======== Given data ========

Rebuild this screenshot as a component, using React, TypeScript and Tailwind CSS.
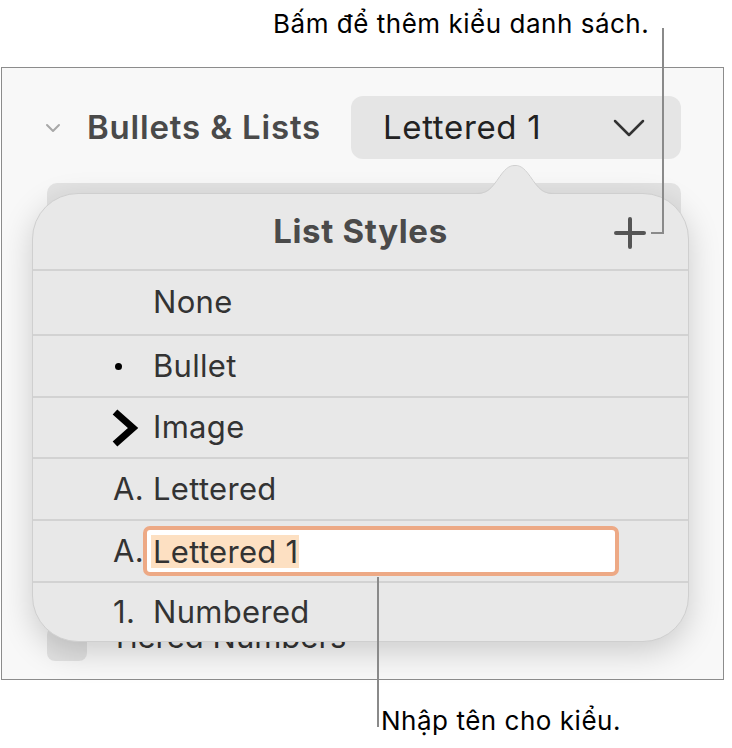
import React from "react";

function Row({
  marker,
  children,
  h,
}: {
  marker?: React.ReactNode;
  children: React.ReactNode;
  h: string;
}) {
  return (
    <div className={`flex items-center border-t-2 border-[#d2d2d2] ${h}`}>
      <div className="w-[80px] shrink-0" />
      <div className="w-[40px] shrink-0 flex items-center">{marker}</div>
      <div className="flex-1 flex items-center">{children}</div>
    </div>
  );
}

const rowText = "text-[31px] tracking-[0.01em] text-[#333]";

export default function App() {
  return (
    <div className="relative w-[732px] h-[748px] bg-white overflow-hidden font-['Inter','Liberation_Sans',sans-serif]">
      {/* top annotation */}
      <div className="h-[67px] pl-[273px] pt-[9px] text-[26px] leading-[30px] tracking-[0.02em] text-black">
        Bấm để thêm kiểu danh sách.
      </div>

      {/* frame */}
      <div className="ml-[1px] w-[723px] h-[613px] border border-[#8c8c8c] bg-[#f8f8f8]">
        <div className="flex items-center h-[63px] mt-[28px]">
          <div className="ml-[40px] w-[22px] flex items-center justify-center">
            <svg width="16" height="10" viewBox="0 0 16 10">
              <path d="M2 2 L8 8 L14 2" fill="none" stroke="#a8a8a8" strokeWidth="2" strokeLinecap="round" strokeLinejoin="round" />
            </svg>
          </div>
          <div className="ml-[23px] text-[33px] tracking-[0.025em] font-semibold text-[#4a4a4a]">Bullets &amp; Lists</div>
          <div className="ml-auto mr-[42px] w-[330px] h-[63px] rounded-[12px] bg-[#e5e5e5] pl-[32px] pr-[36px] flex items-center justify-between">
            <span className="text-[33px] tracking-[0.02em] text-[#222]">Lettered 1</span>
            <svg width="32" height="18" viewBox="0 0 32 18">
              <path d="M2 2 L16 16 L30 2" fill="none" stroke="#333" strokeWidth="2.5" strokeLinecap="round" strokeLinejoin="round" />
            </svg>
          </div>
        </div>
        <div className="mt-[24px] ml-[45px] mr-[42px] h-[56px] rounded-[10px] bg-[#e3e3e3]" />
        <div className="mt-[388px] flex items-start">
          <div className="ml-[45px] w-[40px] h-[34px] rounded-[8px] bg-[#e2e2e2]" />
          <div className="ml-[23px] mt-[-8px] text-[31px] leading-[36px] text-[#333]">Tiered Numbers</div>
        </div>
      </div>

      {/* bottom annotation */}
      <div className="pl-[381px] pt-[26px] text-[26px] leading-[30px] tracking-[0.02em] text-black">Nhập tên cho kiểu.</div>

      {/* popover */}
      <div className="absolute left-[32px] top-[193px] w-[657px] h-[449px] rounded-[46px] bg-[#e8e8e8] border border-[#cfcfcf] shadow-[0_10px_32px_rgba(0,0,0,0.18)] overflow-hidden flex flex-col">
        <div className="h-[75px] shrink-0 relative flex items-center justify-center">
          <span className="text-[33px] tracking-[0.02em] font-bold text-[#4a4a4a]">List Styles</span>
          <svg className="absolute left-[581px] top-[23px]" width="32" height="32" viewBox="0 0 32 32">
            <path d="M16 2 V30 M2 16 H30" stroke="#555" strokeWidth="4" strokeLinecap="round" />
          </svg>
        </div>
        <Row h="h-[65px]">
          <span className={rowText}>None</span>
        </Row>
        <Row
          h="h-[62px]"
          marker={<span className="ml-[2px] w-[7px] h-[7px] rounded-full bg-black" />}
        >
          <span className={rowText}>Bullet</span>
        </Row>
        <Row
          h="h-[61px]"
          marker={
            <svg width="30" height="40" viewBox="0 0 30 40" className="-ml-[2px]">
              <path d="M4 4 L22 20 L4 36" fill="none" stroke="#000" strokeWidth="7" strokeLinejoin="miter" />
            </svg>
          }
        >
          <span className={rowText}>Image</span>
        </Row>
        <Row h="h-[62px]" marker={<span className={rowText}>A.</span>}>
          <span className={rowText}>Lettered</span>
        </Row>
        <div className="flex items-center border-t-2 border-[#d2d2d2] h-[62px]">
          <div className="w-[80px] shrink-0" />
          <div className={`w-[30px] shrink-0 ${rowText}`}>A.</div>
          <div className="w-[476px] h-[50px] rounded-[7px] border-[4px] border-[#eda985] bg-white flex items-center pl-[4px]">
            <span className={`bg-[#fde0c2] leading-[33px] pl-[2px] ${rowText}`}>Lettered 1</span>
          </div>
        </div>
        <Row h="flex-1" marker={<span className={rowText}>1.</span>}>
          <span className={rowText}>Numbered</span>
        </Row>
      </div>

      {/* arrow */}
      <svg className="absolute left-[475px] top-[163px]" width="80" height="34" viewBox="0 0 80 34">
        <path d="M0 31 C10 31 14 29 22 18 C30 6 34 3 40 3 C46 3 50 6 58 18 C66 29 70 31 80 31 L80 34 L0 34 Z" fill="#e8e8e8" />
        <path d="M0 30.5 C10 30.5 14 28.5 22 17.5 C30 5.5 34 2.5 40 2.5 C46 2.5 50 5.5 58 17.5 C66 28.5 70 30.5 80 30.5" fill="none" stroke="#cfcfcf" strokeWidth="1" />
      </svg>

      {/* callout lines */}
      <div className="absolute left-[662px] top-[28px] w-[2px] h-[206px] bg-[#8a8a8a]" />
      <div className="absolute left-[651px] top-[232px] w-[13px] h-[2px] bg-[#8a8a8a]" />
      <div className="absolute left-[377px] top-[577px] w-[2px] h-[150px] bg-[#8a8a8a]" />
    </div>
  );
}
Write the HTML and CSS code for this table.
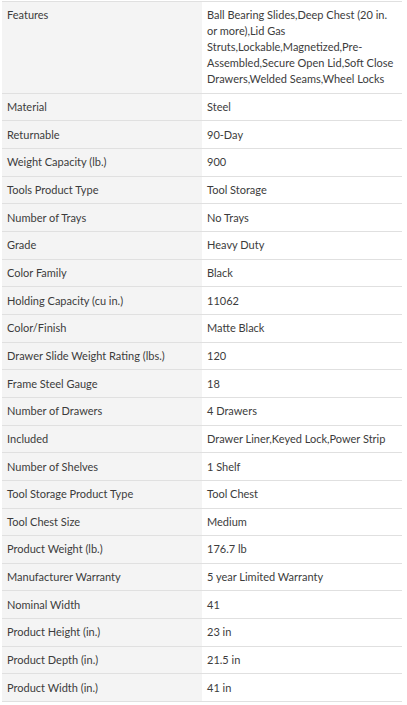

========

• Goal
Exclude the pictures and repeat every other part of the records word for word.

• The solution
Rebuild this screenshot as a component, using React, TypeScript and Tailwind CSS.
import React from "react";

function Row({
  marker,
  children,
  h,
}: {
  marker?: React.ReactNode;
  children: React.ReactNode;
  h: string;
}) {
  return (
    <div className={`flex items-center border-t-2 border-[#d2d2d2] ${h}`}>
      <div className="w-[80px] shrink-0" />
      <div className="w-[40px] shrink-0 flex items-center">{marker}</div>
      <div className="flex-1 flex items-center">{children}</div>
    </div>
  );
}

const rowText = "text-[31px] tracking-[0.01em] text-[#333]";

export default function App() {
  return (
    <div className="relative w-[732px] h-[748px] bg-white overflow-hidden font-['Inter','Liberation_Sans',sans-serif]">
      {/* top annotation */}
      <div className="h-[67px] pl-[273px] pt-[9px] text-[26px] leading-[30px] tracking-[0.02em] text-black">
        Bấm để thêm kiểu danh sách.
      </div>

      {/* frame */}
      <div className="ml-[1px] w-[723px] h-[613px] border border-[#8c8c8c] bg-[#f8f8f8]">
        <div className="flex items-center h-[63px] mt-[28px]">
          <div className="ml-[40px] w-[22px] flex items-center justify-center">
            <svg width="16" height="10" viewBox="0 0 16 10">
              <path d="M2 2 L8 8 L14 2" fill="none" stroke="#a8a8a8" strokeWidth="2" strokeLinecap="round" strokeLinejoin="round" />
            </svg>
          </div>
          <div className="ml-[23px] text-[33px] tracking-[0.025em] font-semibold text-[#4a4a4a]">Bullets &amp; Lists</div>
          <div className="ml-auto mr-[42px] w-[330px] h-[63px] rounded-[12px] bg-[#e5e5e5] pl-[32px] pr-[36px] flex items-center justify-between">
            <span className="text-[33px] tracking-[0.02em] text-[#222]">Lettered 1</span>
            <svg width="32" height="18" viewBox="0 0 32 18">
              <path d="M2 2 L16 16 L30 2" fill="none" stroke="#333" strokeWidth="2.5" strokeLinecap="round" strokeLinejoin="round" />
            </svg>
          </div>
        </div>
        <div className="mt-[24px] ml-[45px] mr-[42px] h-[56px] rounded-[10px] bg-[#e3e3e3]" />
        <div className="mt-[388px] flex items-start">
          <div className="ml-[45px] w-[40px] h-[34px] rounded-[8px] bg-[#e2e2e2]" />
          <div className="ml-[23px] mt-[-8px] text-[31px] leading-[36px] text-[#333]">Tiered Numbers</div>
        </div>
      </div>

      {/* bottom annotation */}
      <div className="pl-[381px] pt-[26px] text-[26px] leading-[30px] tracking-[0.02em] text-black">Nhập tên cho kiểu.</div>

      {/* popover */}
      <div className="absolute left-[32px] top-[193px] w-[657px] h-[449px] rounded-[46px] bg-[#e8e8e8] border border-[#cfcfcf] shadow-[0_10px_32px_rgba(0,0,0,0.18)] overflow-hidden flex flex-col">
        <div className="h-[75px] shrink-0 relative flex items-center justify-center">
          <span className="text-[33px] tracking-[0.02em] font-bold text-[#4a4a4a]">List Styles</span>
          <svg className="absolute left-[581px] top-[23px]" width="32" height="32" viewBox="0 0 32 32">
            <path d="M16 2 V30 M2 16 H30" stroke="#555" strokeWidth="4" strokeLinecap="round" />
          </svg>
        </div>
        <Row h="h-[65px]">
          <span className={rowText}>None</span>
        </Row>
        <Row
          h="h-[62px]"
          marker={<span className="ml-[2px] w-[7px] h-[7px] rounded-full bg-black" />}
        >
          <span className={rowText}>Bullet</span>
        </Row>
        <Row
          h="h-[61px]"
          marker={
            <svg width="30" height="40" viewBox="0 0 30 40" className="-ml-[2px]">
              <path d="M4 4 L22 20 L4 36" fill="none" stroke="#000" strokeWidth="7" strokeLinejoin="miter" />
            </svg>
          }
        >
          <span className={rowText}>Image</span>
        </Row>
        <Row h="h-[62px]" marker={<span className={rowText}>A.</span>}>
          <span className={rowText}>Lettered</span>
        </Row>
        <div className="flex items-center border-t-2 border-[#d2d2d2] h-[62px]">
          <div className="w-[80px] shrink-0" />
          <div className={`w-[30px] shrink-0 ${rowText}`}>A.</div>
          <div className="w-[476px] h-[50px] rounded-[7px] border-[4px] border-[#eda985] bg-white flex items-center pl-[4px]">
            <span className={`bg-[#fde0c2] leading-[33px] pl-[2px] ${rowText}`}>Lettered 1</span>
          </div>
        </div>
        <Row h="flex-1" marker={<span className={rowText}>1.</span>}>
          <span className={rowText}>Numbered</span>
        </Row>
      </div>

      {/* arrow */}
      <svg className="absolute left-[475px] top-[163px]" width="80" height="34" viewBox="0 0 80 34">
        <path d="M0 31 C10 31 14 29 22 18 C30 6 34 3 40 3 C46 3 50 6 58 18 C66 29 70 31 80 31 L80 34 L0 34 Z" fill="#e8e8e8" />
        <path d="M0 30.5 C10 30.5 14 28.5 22 17.5 C30 5.5 34 2.5 40 2.5 C46 2.5 50 5.5 58 17.5 C66 28.5 70 30.5 80 30.5" fill="none" stroke="#cfcfcf" strokeWidth="1" />
      </svg>

      {/* callout lines */}
      <div className="absolute left-[662px] top-[28px] w-[2px] h-[206px] bg-[#8a8a8a]" />
      <div className="absolute left-[651px] top-[232px] w-[13px] h-[2px] bg-[#8a8a8a]" />
      <div className="absolute left-[377px] top-[577px] w-[2px] h-[150px] bg-[#8a8a8a]" />
    </div>
  );
}
Write the HTML and CSS code for this table.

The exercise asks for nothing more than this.